▶ _GIVEN TASK_: Go through the data below and gather each line containing "this".

▶ _Interface markup and scripts_:
# # # #
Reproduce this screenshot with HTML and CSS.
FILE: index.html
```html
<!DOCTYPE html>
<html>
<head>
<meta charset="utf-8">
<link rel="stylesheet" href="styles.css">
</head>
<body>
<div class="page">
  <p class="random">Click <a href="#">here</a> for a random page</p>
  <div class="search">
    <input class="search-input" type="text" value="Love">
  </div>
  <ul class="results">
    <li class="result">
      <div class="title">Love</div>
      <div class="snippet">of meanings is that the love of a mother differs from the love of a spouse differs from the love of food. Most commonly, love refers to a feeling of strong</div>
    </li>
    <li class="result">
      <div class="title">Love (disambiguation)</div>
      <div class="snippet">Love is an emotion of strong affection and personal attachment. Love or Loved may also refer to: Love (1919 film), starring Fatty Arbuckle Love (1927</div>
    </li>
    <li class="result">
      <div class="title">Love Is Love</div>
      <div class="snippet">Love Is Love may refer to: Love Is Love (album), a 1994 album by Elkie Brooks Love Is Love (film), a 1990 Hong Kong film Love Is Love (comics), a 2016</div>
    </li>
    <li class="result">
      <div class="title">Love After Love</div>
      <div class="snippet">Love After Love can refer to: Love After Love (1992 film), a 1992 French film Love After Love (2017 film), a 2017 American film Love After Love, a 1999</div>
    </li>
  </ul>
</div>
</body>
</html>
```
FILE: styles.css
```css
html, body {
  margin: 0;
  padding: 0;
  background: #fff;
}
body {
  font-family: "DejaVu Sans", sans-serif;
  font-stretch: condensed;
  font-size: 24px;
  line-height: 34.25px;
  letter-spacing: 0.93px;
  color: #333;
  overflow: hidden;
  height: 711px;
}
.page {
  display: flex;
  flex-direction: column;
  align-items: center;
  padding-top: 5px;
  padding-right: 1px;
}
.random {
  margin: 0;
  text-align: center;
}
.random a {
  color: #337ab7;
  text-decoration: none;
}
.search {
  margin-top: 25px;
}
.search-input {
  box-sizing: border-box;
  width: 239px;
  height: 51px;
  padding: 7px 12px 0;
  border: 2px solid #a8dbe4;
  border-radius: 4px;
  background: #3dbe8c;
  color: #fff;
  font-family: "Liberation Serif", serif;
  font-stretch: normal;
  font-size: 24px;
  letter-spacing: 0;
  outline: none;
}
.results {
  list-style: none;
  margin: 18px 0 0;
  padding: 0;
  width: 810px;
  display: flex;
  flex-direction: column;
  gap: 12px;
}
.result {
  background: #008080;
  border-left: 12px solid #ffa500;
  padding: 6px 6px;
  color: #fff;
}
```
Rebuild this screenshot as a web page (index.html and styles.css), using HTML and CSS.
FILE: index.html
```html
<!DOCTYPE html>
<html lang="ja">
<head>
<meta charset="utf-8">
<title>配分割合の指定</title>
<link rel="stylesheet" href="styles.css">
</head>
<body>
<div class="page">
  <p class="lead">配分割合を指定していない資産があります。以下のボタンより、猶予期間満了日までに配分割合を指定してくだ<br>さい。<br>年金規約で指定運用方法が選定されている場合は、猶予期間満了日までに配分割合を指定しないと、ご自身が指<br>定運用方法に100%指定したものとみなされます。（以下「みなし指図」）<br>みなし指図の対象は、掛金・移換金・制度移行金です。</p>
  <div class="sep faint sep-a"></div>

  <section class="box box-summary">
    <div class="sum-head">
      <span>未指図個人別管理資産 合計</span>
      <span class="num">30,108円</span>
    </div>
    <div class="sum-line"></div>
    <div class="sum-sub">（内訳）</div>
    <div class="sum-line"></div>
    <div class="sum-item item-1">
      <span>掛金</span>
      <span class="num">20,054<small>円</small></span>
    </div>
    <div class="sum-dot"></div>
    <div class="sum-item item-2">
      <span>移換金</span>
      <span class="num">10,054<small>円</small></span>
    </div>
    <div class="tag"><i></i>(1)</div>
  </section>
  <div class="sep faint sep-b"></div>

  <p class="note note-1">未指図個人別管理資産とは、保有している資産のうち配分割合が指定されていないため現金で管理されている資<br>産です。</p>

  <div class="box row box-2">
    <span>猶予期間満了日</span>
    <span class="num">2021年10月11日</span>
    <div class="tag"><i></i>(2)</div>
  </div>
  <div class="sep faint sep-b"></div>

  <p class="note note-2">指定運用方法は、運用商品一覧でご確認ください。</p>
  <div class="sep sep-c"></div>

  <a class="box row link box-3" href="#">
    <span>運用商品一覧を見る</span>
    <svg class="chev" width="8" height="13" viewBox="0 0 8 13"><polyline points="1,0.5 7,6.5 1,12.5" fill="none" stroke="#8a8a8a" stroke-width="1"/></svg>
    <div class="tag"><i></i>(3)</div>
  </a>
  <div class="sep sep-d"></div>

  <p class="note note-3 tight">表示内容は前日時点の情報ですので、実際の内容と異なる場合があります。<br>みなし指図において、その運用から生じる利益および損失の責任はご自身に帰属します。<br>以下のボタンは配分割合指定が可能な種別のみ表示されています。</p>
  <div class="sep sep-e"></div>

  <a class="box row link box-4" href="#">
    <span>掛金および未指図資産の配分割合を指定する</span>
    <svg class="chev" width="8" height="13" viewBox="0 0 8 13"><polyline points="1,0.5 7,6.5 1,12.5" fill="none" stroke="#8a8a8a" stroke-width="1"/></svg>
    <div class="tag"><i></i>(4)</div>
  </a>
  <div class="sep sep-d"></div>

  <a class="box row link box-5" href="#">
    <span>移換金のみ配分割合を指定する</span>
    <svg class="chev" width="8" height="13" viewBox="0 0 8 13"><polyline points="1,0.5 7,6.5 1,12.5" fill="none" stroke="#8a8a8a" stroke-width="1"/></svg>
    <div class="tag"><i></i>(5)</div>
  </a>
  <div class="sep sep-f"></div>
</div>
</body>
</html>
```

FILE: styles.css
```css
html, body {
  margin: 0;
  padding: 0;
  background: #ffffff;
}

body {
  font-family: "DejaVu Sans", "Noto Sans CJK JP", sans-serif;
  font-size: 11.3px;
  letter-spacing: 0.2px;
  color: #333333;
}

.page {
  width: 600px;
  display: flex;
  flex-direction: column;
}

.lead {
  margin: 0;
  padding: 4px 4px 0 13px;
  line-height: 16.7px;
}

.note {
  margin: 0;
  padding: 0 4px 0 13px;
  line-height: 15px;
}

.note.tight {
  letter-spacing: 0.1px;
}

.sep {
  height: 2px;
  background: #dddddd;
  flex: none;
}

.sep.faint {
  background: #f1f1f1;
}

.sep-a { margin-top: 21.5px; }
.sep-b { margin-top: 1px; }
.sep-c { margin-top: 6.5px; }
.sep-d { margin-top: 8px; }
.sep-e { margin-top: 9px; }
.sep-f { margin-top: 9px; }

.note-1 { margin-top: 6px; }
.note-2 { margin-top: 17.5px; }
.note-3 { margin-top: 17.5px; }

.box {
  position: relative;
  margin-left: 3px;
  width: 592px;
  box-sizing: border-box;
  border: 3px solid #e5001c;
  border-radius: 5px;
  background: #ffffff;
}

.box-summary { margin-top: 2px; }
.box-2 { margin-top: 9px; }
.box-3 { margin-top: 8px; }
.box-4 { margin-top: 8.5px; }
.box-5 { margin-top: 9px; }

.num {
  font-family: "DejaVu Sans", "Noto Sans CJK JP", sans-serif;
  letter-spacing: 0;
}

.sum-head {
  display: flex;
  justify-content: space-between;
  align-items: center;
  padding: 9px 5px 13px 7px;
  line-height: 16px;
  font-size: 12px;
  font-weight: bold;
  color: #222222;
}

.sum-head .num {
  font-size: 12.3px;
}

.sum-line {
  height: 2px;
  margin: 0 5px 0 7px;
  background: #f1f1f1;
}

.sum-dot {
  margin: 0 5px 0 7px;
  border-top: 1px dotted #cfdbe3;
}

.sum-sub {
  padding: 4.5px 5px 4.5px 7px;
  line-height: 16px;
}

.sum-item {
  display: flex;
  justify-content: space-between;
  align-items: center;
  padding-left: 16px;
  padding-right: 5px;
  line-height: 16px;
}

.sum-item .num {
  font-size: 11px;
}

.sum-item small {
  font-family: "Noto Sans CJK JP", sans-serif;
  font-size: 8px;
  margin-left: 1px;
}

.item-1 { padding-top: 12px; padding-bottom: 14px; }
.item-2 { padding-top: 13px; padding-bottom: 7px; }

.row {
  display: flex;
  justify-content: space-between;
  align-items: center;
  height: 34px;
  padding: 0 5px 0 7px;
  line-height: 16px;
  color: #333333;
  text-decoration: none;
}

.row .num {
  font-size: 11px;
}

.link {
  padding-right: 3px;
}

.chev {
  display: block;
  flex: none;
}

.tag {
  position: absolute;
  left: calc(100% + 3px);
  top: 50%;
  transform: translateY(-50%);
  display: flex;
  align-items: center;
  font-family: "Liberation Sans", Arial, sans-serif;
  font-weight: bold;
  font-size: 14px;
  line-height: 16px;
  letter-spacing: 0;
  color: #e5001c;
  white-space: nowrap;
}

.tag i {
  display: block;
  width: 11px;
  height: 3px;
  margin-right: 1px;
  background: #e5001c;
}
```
# # # #
▶ _FINISHED EXERCISE_:
Reproduce this screenshot with HTML and CSS.
Rebuild this screenshot as a web page (index.html and styles.css), using HTML and CSS.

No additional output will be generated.